Every line below that mentions the word "index" should be copied out.

━━━━━━━━━━━━━━━━━━━━

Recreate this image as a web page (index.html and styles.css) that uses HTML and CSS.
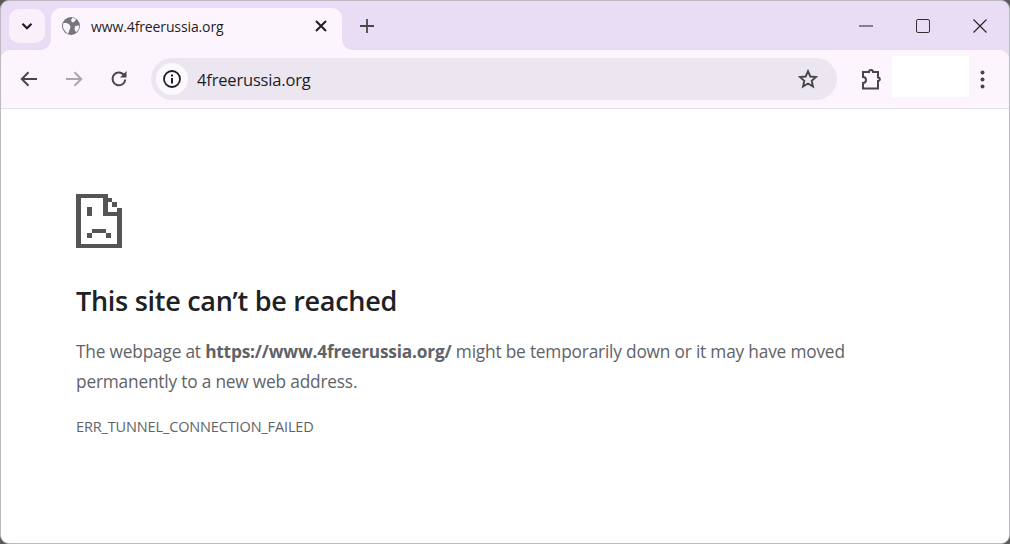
FILE: index.html
```html
<!DOCTYPE html>
<html>
  <head>
    <title>www.4freerussia.org</title>
    <link rel="stylesheet" href="styles.css">
  </head>
  <body>
    <div class="window">
      <!-- tab strip -->
      <div class="tab_strip">
        <button class="tab_search">
          <svg width="16" height="16" viewBox="0 0 16 16"><path d="M3.5 5.8 8 10.2l4.5-4.4" fill="none" stroke="#1f1f1f" stroke-width="2.2"/></svg>
        </button>
        <div class="tab">
          <svg class="favicon" width="18" height="18" viewBox="0 0 18 18">
            <circle cx="9" cy="9" r="9" fill="#77777a"/>
            <path d="M1 6.500c2.500-.8 5-.3 6.500 1.200 1.200 1.300 1.200 3 .3 4.500L6 17 3 14 1.200 11ZM10.500 .8l3.500 1.200-1.500 2.800-2.500.8-1-2.500ZM17.200 8.500l-4 .6-.7 3 1.500 3.500 2.700-3.500Z" fill="#fdf5fe"/>
          </svg>
          <span class="tab_title">www.4freerussia.org</span>
          <svg class="tab_close" width="12" height="12" viewBox="0 0 12 12"><path d="M1 1l10 10M11 1 1 11" stroke="#1f1f1f" stroke-width="2"/></svg>
        </div>
        <svg class="new_tab" width="14" height="14" viewBox="0 0 14 14"><path d="M7 0v14M0 7h14" stroke="#474747" stroke-width="1.800"/></svg>
        <div class="window_controls">
          <svg width="14" height="14" viewBox="0 0 14 14"><path d="M0 7h14" stroke="#222" stroke-width="1.200"/></svg>
          <svg width="14" height="14" viewBox="0 0 14 14"><rect x=".5" y=".5" width="13" height="13" rx="1.500" fill="none" stroke="#333"/></svg>
          <svg width="14" height="14" viewBox="0 0 14 14"><path d="M.5.5l13 13M13.500.5l-13 13" stroke="#222" stroke-width="1.100"/></svg>
        </div>
      </div>
      <!-- toolbar -->
      <div class="toolbar">
        <svg class="nav_icon" width="18" height="16" viewBox="0 0 18 16"><path d="M17 8H2M8.500 1.300 1.800 8l6.700 6.700" fill="none" stroke="#474747" stroke-width="2"/></svg>
        <svg class="nav_icon" width="18" height="16" viewBox="0 0 18 16"><path d="M1 8h15M9.500 1.300 16.200 8l-6.700 6.700" fill="none" stroke="#a9a6ac" stroke-width="2"/></svg>
        <svg class="nav_icon" width="18" height="18" viewBox="0 0 18 18"><path d="M15.300 9.500A6.400 6.400 0 1 1 13.400 4.300L15.500 6.300" fill="none" stroke="#474747" stroke-width="2"/><path d="M16.500 1v6.500H10Z" fill="#474747"/></svg>
        <div class="omnibox">
          <div class="info_chip">
            <svg width="18" height="18" viewBox="0 0 18 18"><circle cx="9" cy="9" r="8" fill="none" stroke="#1f1f1f" stroke-width="1.800"/><path d="M8 8h2v5.500H8ZM8 4.500h2v2H8Z" fill="#1f1f1f"/></svg>
          </div>
          <span class="url">4freerussia.org</span>
          <svg class="star" width="20" height="20" viewBox="0 0 20 20"><path d="M10 2.200l2.300 5.300 5.800.5-4.400 3.800 1.300 5.700-5-3-5 3 1.300-5.700L1.900 8l5.800-.5Z" fill="none" stroke="#474747" stroke-width="1.900" stroke-linejoin="miter"/></svg>
        </div>
        <svg class="puzzle" width="22" height="22" viewBox="0 0 22 22"><path d="M3 4h6a2 2 0 0 1 4 0h5v5.500a1.800 1.800 0 0 1 0 3.600V20.500H3V15a3 3 0 0 0 0-6Z" fill="none" stroke="#474747" stroke-width="2"/></svg>
        <div class="profile_blank"></div>
        <svg class="menu_dots" width="5" height="19" viewBox="0 0 5 19"><circle cx="2.500" cy="2.500" r="2" fill="#474747"/><circle cx="2.500" cy="9.500" r="2" fill="#474747"/><circle cx="2.500" cy="16.500" r="2" fill="#474747"/></svg>
      </div>
      <!-- error page -->
      <main class="error_page">
        <svg class="sad_page" width="46" height="55" viewBox="0 0 46 55">
          <path d="M0 0h32v4H5v46h36V22H27V4h5v14h14v36H0Z" fill="#555"/>
          <path d="M32 4h4v4h-4ZM36 8h5v5h-5ZM41 14h5v4h-5Z" fill="#555"/>
          <path d="M11 13h5v9h-5ZM16 35h14v4H16ZM11 39h5v5h-5ZM30 39h5v5h-5Z" fill="#555"/>
        </svg>
        <h1 class="error_title">This site can&rsquo;t be reached</h1>
        <p class="error_text">The webpage at <strong>https://www.4freerussia.org/</strong> might be temporarily down or it may have moved permanently to a new web address.</p>
        <div class="error_code">ERR_TUNNEL_CONNECTION_FAILED</div>
      </main>
    </div>
  </body>
</html>
```
FILE: styles.css
```css
html, body {
  margin: 0;
  padding: 0;
  height: 100%;
  overflow: hidden;
  background-color: rgb(90, 90, 90);
}
.window {
  box-sizing: border-box;
  height: 544px;
  border: 1px solid rgb(188, 186, 192);
  border-radius: 9px;
  background-color: rgb(233, 220, 245);
  overflow: hidden;
  font-family: "Open Sans", "Noto Sans", sans-serif;
}

/* tab strip */
.tab_strip {
  display: flex;
  align-items: flex-end;
  height: 49px;
  padding-left: 8px;
}
.tab_search {
  width: 36px;
  height: 34px;
  margin-right: 6px;
  margin-bottom: 7px;
  padding: 0;
  border: none;
  border-radius: 10px;
  background-color: rgb(249, 240, 252);
  display: flex;
  align-items: center;
  justify-content: center;
}
.tab {
  position: relative;
  display: flex;
  align-items: center;
  box-sizing: border-box;
  width: 291px;
  height: 42px;
  padding: 0 15px 6px 11px;
  border-radius: 10px 10px 0 0;
  background-color: rgb(253, 245, 254);
}
.tab::before,
.tab::after {
  content: "";
  position: absolute;
  bottom: 0;
  width: 10px;
  height: 10px;
  background: radial-gradient(circle at 0 0, rgb(233, 220, 245) 9.500px, rgb(253, 245, 254) 10px);
}
.tab::before {
  left: -10px;
}
.tab::after {
  right: -10px;
  background: radial-gradient(circle at 100% 0, rgb(233, 220, 245) 9.500px, rgb(253, 245, 254) 10px);
}
.tab_title {
  flex: 1;
  margin-left: 11px;
  font-size: 14px;
  letter-spacing: -0.12px;
  color: rgb(31, 31, 31);
}
.new_tab {
  margin-left: 18px;
  margin-bottom: 17px;
}
.window_controls {
  margin-left: auto;
  margin-bottom: 17px;
  margin-right: 22px;
  display: flex;
  gap: 43px;
}

/* toolbar */
.toolbar {
  display: flex;
  align-items: center;
  box-sizing: border-box;
  height: 59px;
  padding-left: 19px;
  border-radius: 9px 9px 0 0;
  border-bottom: 1px solid rgb(228, 224, 232);
  background-color: rgb(253, 245, 254);
}
.nav_icon {
  margin-right: 27px;
}
.omnibox {
  display: flex;
  align-items: center;
  box-sizing: border-box;
  width: 686px;
  height: 42px;
  margin-left: -4px;
  padding-left: 5px;
  padding-right: 19px;
  border-radius: 21px;
  background-color: rgb(235, 230, 240);
}
.info_chip {
  display: flex;
  align-items: center;
  justify-content: center;
  width: 32px;
  height: 32px;
  border-radius: 50%;
  background-color: rgb(253, 247, 254);
}
.url {
  flex: 1;
  margin-left: 9px;
  font-size: 16.500px;
  letter-spacing: -0.17px;
  color: rgb(31, 31, 31);
}
.puzzle {
  margin-left: 23px;
}
.profile_blank {
  width: 77px;
  height: 41px;
  margin-left: 10px;
  margin-bottom: 5px;
  background-color: rgb(255, 255, 255);
}
.menu_dots {
  margin-left: 11px;
}

/* error page */
.error_page {
  height: 435px;
  box-sizing: border-box;
  padding: 85px 140px 0 75px;
  background-color: rgb(255, 255, 255);
}
.sad_page {
  display: block;
  margin-left: -0.5px;
}
.error_title {
  margin: 34px 0 0;
  font-size: 27px;
  line-height: 36px;
  font-weight: 600;
  letter-spacing: -0.28px;
  color: rgb(32, 33, 36);
}
.error_text {
  margin: 18px 0 0;
  font-size: 17.300px;
  line-height: 30px;
  letter-spacing: -0.19px;
  font-weight: 400;
  color: rgb(95, 99, 104);
}
.error_text strong {
  font-weight: 700;
}
.error_code {
  margin-top: 20px;
  font-size: 14.500px;
  line-height: 20px;
  letter-spacing: -0.14px;
  color: rgb(95, 99, 104);
}
```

━━━━━━━━━━━━━━━━━━━━

FINAL RESULT ::
Recreate this image as a web page (index.html and styles.css) that uses HTML and CSS.
FILE: index.html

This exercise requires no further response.